#### [Prompt]
Keep the images out and copy every entry below exactly.

============================================================

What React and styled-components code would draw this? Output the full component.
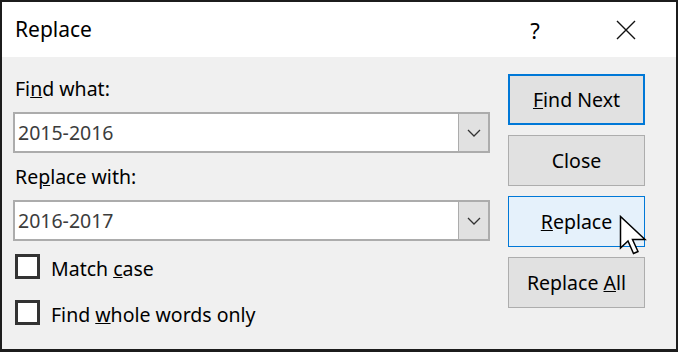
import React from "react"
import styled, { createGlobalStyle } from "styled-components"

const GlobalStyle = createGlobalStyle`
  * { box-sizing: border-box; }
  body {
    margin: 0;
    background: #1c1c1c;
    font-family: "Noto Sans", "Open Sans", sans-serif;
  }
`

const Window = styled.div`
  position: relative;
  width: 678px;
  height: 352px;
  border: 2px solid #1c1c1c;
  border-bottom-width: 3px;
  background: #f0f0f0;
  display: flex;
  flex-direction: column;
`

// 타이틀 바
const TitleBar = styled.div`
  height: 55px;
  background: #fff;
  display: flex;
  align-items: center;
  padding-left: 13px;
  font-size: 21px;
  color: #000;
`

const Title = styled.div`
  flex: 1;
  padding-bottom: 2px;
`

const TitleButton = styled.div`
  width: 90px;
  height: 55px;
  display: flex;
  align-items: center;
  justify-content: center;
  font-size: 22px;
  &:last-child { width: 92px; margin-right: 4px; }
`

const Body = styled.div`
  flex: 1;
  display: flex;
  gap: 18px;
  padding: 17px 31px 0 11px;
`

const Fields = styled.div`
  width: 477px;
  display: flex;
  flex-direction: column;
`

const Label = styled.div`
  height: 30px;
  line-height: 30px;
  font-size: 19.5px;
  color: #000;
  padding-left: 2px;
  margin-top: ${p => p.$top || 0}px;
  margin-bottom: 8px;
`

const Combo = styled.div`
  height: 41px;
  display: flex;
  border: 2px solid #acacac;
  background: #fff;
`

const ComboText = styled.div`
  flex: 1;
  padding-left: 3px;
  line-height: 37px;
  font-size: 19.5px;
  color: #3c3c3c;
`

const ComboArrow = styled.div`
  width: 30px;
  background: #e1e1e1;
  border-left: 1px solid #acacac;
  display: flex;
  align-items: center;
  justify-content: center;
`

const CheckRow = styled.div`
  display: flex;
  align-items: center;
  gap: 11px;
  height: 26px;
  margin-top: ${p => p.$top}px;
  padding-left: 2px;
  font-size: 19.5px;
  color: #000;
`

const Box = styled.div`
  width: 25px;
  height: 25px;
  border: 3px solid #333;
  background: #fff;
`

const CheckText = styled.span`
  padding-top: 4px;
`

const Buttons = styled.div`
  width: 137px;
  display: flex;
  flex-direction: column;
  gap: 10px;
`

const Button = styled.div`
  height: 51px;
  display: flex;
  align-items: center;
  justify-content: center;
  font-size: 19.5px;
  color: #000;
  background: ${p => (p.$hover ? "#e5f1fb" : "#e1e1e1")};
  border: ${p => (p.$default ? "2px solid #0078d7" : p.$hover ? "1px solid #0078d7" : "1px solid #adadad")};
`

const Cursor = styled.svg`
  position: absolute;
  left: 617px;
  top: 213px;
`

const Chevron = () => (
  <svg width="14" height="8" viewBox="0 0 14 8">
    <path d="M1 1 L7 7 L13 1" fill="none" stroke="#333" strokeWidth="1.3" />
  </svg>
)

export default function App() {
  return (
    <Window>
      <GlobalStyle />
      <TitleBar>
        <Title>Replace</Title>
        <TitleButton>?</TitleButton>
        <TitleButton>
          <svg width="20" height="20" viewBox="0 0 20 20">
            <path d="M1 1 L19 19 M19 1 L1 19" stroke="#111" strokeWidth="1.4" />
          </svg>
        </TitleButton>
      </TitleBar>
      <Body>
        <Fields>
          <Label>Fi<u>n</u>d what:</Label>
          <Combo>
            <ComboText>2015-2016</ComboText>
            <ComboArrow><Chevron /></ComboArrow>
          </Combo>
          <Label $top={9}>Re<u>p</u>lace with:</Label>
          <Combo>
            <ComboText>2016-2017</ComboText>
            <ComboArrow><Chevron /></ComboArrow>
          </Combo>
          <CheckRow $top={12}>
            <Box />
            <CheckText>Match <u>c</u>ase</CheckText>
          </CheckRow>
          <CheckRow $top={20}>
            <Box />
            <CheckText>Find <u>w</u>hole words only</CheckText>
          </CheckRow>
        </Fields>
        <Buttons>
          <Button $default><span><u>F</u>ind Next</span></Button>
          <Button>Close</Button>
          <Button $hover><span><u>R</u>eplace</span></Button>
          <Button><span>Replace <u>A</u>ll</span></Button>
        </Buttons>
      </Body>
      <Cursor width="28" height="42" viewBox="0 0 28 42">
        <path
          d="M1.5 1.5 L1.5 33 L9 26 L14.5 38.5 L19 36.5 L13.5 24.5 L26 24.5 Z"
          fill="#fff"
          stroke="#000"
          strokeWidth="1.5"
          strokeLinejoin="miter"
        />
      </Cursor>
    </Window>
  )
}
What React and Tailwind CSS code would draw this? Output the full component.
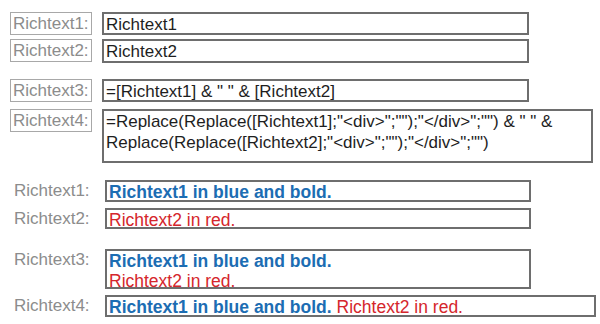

============================================================

#### [Exercise result]
What React and styled-components code would draw this? Output the full component.
import React from "react"
import styled, { createGlobalStyle } from "styled-components"

const GlobalStyle = createGlobalStyle`
  * { box-sizing: border-box; }
  body {
    margin: 0;
    background: #1c1c1c;
    font-family: "Noto Sans", "Open Sans", sans-serif;
  }
`

const Window = styled.div`
  position: relative;
  width: 678px;
  height: 352px;
  border: 2px solid #1c1c1c;
  border-bottom-width: 3px;
  background: #f0f0f0;
  display: flex;
  flex-direction: column;
`

// 타이틀 바
const TitleBar = styled.div`
  height: 55px;
  background: #fff;
  display: flex;
  align-items: center;
  padding-left: 13px;
  font-size: 21px;
  color: #000;
`

const Title = styled.div`
  flex: 1;
  padding-bottom: 2px;
`

const TitleButton = styled.div`
  width: 90px;
  height: 55px;
  display: flex;
  align-items: center;
  justify-content: center;
  font-size: 22px;
  &:last-child { width: 92px; margin-right: 4px; }
`

const Body = styled.div`
  flex: 1;
  display: flex;
  gap: 18px;
  padding: 17px 31px 0 11px;
`

const Fields = styled.div`
  width: 477px;
  display: flex;
  flex-direction: column;
`

const Label = styled.div`
  height: 30px;
  line-height: 30px;
  font-size: 19.5px;
  color: #000;
  padding-left: 2px;
  margin-top: ${p => p.$top || 0}px;
  margin-bottom: 8px;
`

const Combo = styled.div`
  height: 41px;
  display: flex;
  border: 2px solid #acacac;
  background: #fff;
`

const ComboText = styled.div`
  flex: 1;
  padding-left: 3px;
  line-height: 37px;
  font-size: 19.5px;
  color: #3c3c3c;
`

const ComboArrow = styled.div`
  width: 30px;
  background: #e1e1e1;
  border-left: 1px solid #acacac;
  display: flex;
  align-items: center;
  justify-content: center;
`

const CheckRow = styled.div`
  display: flex;
  align-items: center;
  gap: 11px;
  height: 26px;
  margin-top: ${p => p.$top}px;
  padding-left: 2px;
  font-size: 19.5px;
  color: #000;
`

const Box = styled.div`
  width: 25px;
  height: 25px;
  border: 3px solid #333;
  background: #fff;
`

const CheckText = styled.span`
  padding-top: 4px;
`

const Buttons = styled.div`
  width: 137px;
  display: flex;
  flex-direction: column;
  gap: 10px;
`

const Button = styled.div`
  height: 51px;
  display: flex;
  align-items: center;
  justify-content: center;
  font-size: 19.5px;
  color: #000;
  background: ${p => (p.$hover ? "#e5f1fb" : "#e1e1e1")};
  border: ${p => (p.$default ? "2px solid #0078d7" : p.$hover ? "1px solid #0078d7" : "1px solid #adadad")};
`

const Cursor = styled.svg`
  position: absolute;
  left: 617px;
  top: 213px;
`

const Chevron = () => (
  <svg width="14" height="8" viewBox="0 0 14 8">
    <path d="M1 1 L7 7 L13 1" fill="none" stroke="#333" strokeWidth="1.3" />
  </svg>
)

export default function App() {
  return (
    <Window>
      <GlobalStyle />
      <TitleBar>
        <Title>Replace</Title>
        <TitleButton>?</TitleButton>
        <TitleButton>
          <svg width="20" height="20" viewBox="0 0 20 20">
            <path d="M1 1 L19 19 M19 1 L1 19" stroke="#111" strokeWidth="1.4" />
          </svg>
        </TitleButton>
      </TitleBar>
      <Body>
        <Fields>
          <Label>Fi<u>n</u>d what:</Label>
          <Combo>
            <ComboText>2015-2016</ComboText>
            <ComboArrow><Chevron /></ComboArrow>
          </Combo>
          <Label $top={9}>Re<u>p</u>lace with:</Label>
          <Combo>
            <ComboText>2016-2017</ComboText>
            <ComboArrow><Chevron /></ComboArrow>
          </Combo>
          <CheckRow $top={12}>
            <Box />
            <CheckText>Match <u>c</u>ase</CheckText>
          </CheckRow>
          <CheckRow $top={20}>
            <Box />
            <CheckText>Find <u>w</u>hole words only</CheckText>
          </CheckRow>
        </Fields>
        <Buttons>
          <Button $default><span><u>F</u>ind Next</span></Button>
          <Button>Close</Button>
          <Button $hover><span><u>R</u>eplace</span></Button>
          <Button><span>Replace <u>A</u>ll</span></Button>
        </Buttons>
      </Body>
      <Cursor width="28" height="42" viewBox="0 0 28 42">
        <path
          d="M1.5 1.5 L1.5 33 L9 26 L14.5 38.5 L19 36.5 L13.5 24.5 L26 24.5 Z"
          fill="#fff"
          stroke="#000"
          strokeWidth="1.5"
          strokeLinejoin="miter"
        />
      </Cursor>
    </Window>
  )
}
What React and Tailwind CSS code would draw this? Output the full component.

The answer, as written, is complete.